The difference is that when the robot reads that book, it maintains a verbatim copy of that book as part of it's training material indefinitely and can reference and re-reference that material infinitely. That is not how it works when a human reads a book.
The 'copy' that the AI retains indefinitely is a verbatim copy of the original work, and the entire point of "copyright" is to control how and where copies are used.
Yes, there are 'fair use' exceptions to copyright. I don't think you realize it, but your argument is less about whether this violates copyright (it absolutely does under the textbook definition) and more about whether there should be a fair-use exemption for AIs; you seem to think yes, I would disagree.
I'd also argue the AI example qualifies as it as 'derivative work' based on the original, which STILL would require honoring copyright laws and compensating the creators of the original works. Basically, before reading the book it was just "AI". After reading the book it has become "AI + book1", a derivative work, and on and on and on.

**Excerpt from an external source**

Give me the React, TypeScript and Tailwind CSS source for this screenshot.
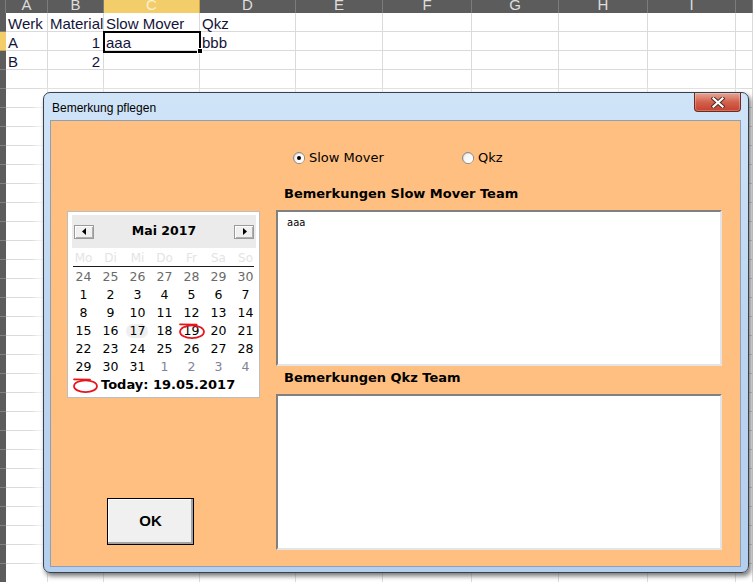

However, that is how it works when a human memorizes a copyrighted work. If I memorize a poem, I may then reference it from my memory without further need for the original text before me. If I am an actor and learn my lines for a play, I commit them to my memory.
Which is not an infringement.
The infringement happens if the human performs or publishes that work; e.g. reciting that copyrighted poem or play from memory before an audience; writing that work down from memory and publishing it; etc., without a copyright license for that performance or republication.
I suggest merely applying the same standard: infringement doesn't happen when a work is read, indexed, scanned, etc.; it does happen if that work is then recited.
For instance, ChatGPT currently knows the text of the Harry Potter novels, but it does not recite them when asked to do so. (Try it! It will answer questions about the text, but it will freeze up if asked to recite it; evidently because it has a filter against reciting copyrighted material.)
No, the reason ChatGPT can't recite the text of Harry Potter verbatim is because it doesn't actually "contain" it. It learned from it, but it doesn't "remember" it word-for-word. There is no filter against reciting copyrighted material. Try asking it to recite a scene from a Shakespearean play, for example - that's out of copyright and ChatGPT was almost certainly trained on it.
I've actually experimented with this myself on my local machine, I took one of the smaller open-source models and I gave it additional training using 20 megabytes of My Little Pony fanfiction. The AI knew a lot about the fanfic afterward but it was clearly just picking up tidbits of general knowledge rather than "remembering" the whole thing.
I tried that several weeks ago while discussing some details of the Harry Potter world with ChatGPT, and it was able to directly quote several passages to me to support its points (we were talking about house elf magic and I asked it to quote a paragraph). I checked against a dead-tree copy of the book and it had exactly reproduced the paragraph as published.
This may have changed with their updates since then, and it may not be able to quote passages reliably, but it is (or was) able to do so on a couple of occasions.
The example you chose to pick. Absolutely is infringement.
Performing a work, whether a play script or musical score, is prohibited without receiving permission from the copyright holder, and in most cases paying a licensing fee and/or royalties.
source: https://www.legalzoom.com/articles/copyright-laws-and-school-performances
That's not how these AIs work. They don't contain verbatim copies of their training data. They get trained on terabytes of text, they couldn't possibly remember it all.